If the high court rules in favor of workers, Fromholz says, union membership may dwindle, resulting in less dues and power to negotiate contracts. Such a decision could also create HR quagmires as well. For example, if a union negotiates worker benefits that would not have been otherwise offered, should nonunion members receive those same benefits? Likewise, would nonunion employees be required to pay a portion of their health insurance premiums while employers pay the entire premium for union workers?

“It’s hard to say [if this is fair] because employees do benefit from the work of unions,” says Fromholz. “If there are environments where the union is weak and doesn’t negotiate much beyond what the employee would get, it’s probably not overly fair to ask everyone to contribute.”

Other HR problems would involve worker protections, she says. For example, union employees can only be fired for cause and must receive progressive discipline before termination. However, nonunion employees at the same workplace would be employed at will and not guaranteed those same rights.

This sets the stage for possible instances of inequity, says Fromholz, and opens the door for employers to scale back benefits to ensure consistency between the two employee groups.

“Workers may be unhappy if those protections are stripped away,” she says, adding that benefits such as retirement, however, would remain intact. “That would be an issue HR would need to manage.”

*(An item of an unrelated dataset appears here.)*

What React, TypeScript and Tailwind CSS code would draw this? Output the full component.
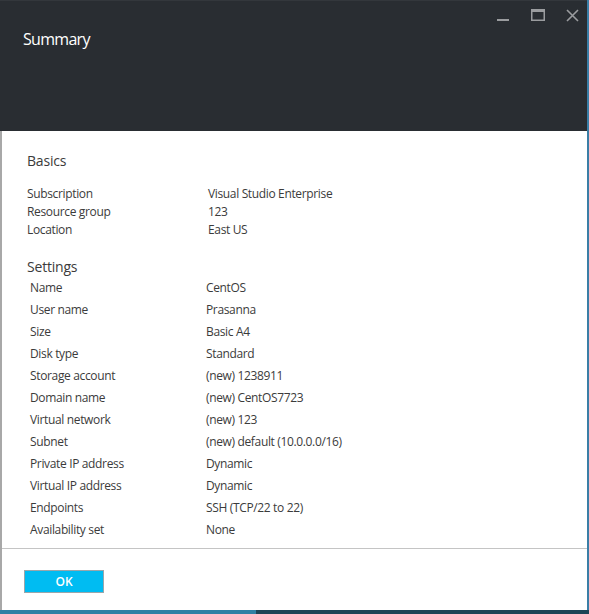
import React from "react";

const basics: [string, string][] = [
  ["Subscription", "Visual Studio Enterprise"],
  ["Resource group", "123"],
  ["Location", "East US"],
];

const settings: [string, string][] = [
  ["Name", "CentOS"],
  ["User name", "Prasanna"],
  ["Size", "Basic A4"],
  ["Disk type", "Standard"],
  ["Storage account", "(new) 1238911"],
  ["Domain name", "(new) CentOS7723"],
  ["Virtual network", "(new) 123"],
  ["Subnet", "(new) default (10.0.0.0/16)"],
  ["Private IP address", "Dynamic"],
  ["Virtual IP address", "Dynamic"],
  ["Endpoints", "SSH (TCP/22 to 22)"],
  ["Availability set", "None"],
];

export default function App() {
  return (
    <div
      className="w-[589px] h-[614px] flex flex-col bg-white overflow-hidden"
      style={{ fontFamily: '"Open Sans", "Noto Sans", sans-serif' }}
    >
      <div className="flex flex-1 min-h-0">
        <div className="flex-1 flex flex-col min-w-0">
          {/* Header */}
          <div className="h-[131px] bg-[#292d32] relative border-t border-[#33373c]">
            <div className="pl-[23px] pt-[27px] text-[16px] leading-[22px] text-white tracking-[-0.7px]">
              Summary
            </div>
            <div className="absolute top-[7px] right-[8px] flex items-center gap-[21px]">
              <svg width="13" height="14" viewBox="0 0 13 14">
                <rect x="0" y="11" width="12" height="2" fill="#9a9c9f" />
              </svg>
              <svg width="14" height="12" viewBox="0 0 14 12">
                <rect x="0.75" y="0.75" width="12.5" height="10.5" fill="none" stroke="#9a9c9f" strokeWidth="1.5" />
                <rect x="0" y="0" width="14" height="3" fill="#9a9c9f" />
              </svg>
              <svg width="13" height="13" viewBox="0 0 13 13">
                <path d="M1 1 L12 12 M12 1 L1 12" stroke="#9a9c9f" strokeWidth="1.6" />
              </svg>
            </div>
          </div>
          {/* Body */}
          <div className="flex-1 flex flex-col border-l-2 border-[#a8a8a8] text-[#3b3b3b]">
            <div className="pl-[25px] pt-[20px] pb-[7px] border-b border-[#c4c4c4]">
              <div className="text-[14px] leading-[20px] tracking-[-0.2px]">Basics</div>
              <div className="mt-[14px] text-[12px] tracking-[-0.35px]">
                {basics.map(([k, v]) => (
                  <div key={k} className="flex h-[18px] leading-[18px]">
                    <div className="w-[181px]">{k}</div>
                    <div>{v}</div>
                  </div>
                ))}
              </div>
              <div className="mt-[18px] text-[14px] leading-[20px] tracking-[-0.2px]">Settings</div>
              <div className="text-[12px] tracking-[-0.35px] pl-[3px]">
                {settings.map(([k, v]) => (
                  <div key={k} className="flex h-[22px] leading-[22px]">
                    <div className="w-[176px]">{k}</div>
                    <div>{v}</div>
                  </div>
                ))}
              </div>
            </div>
            <div className="flex-1 pl-[22px] pt-[19px]">
              <button className="w-[80px] h-[23px] bg-[#00bcf2] border border-[#9aa6ab] text-white text-[12px] font-semibold leading-[21px] text-center">
                OK
              </button>
            </div>
          </div>
        </div>
        <div className="w-[2px] bg-[#3a7ea6]" />
      </div>
      <div className="h-[4px] flex">
        <div className="w-[256px] bg-[#2e80a4]" />
        <div className="flex-1 bg-[#1c4456]" />
      </div>
    </div>
  );
}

Regarding the second employment-law case, Encino Motorcars, LLC v. Navarro, the U.S. Supreme Court in June rejected a 2011 final rule issued by the U.S. Department of Labor that stated that service advisors at auto dealerships are not exempt from overtime. This final rule contradicted DOL’s 1978 opinion letter, which concluded that service advisors (along with salesmen, partsmen or mechanics, according to the Fair Labor Standards Act) were exempt from overtime.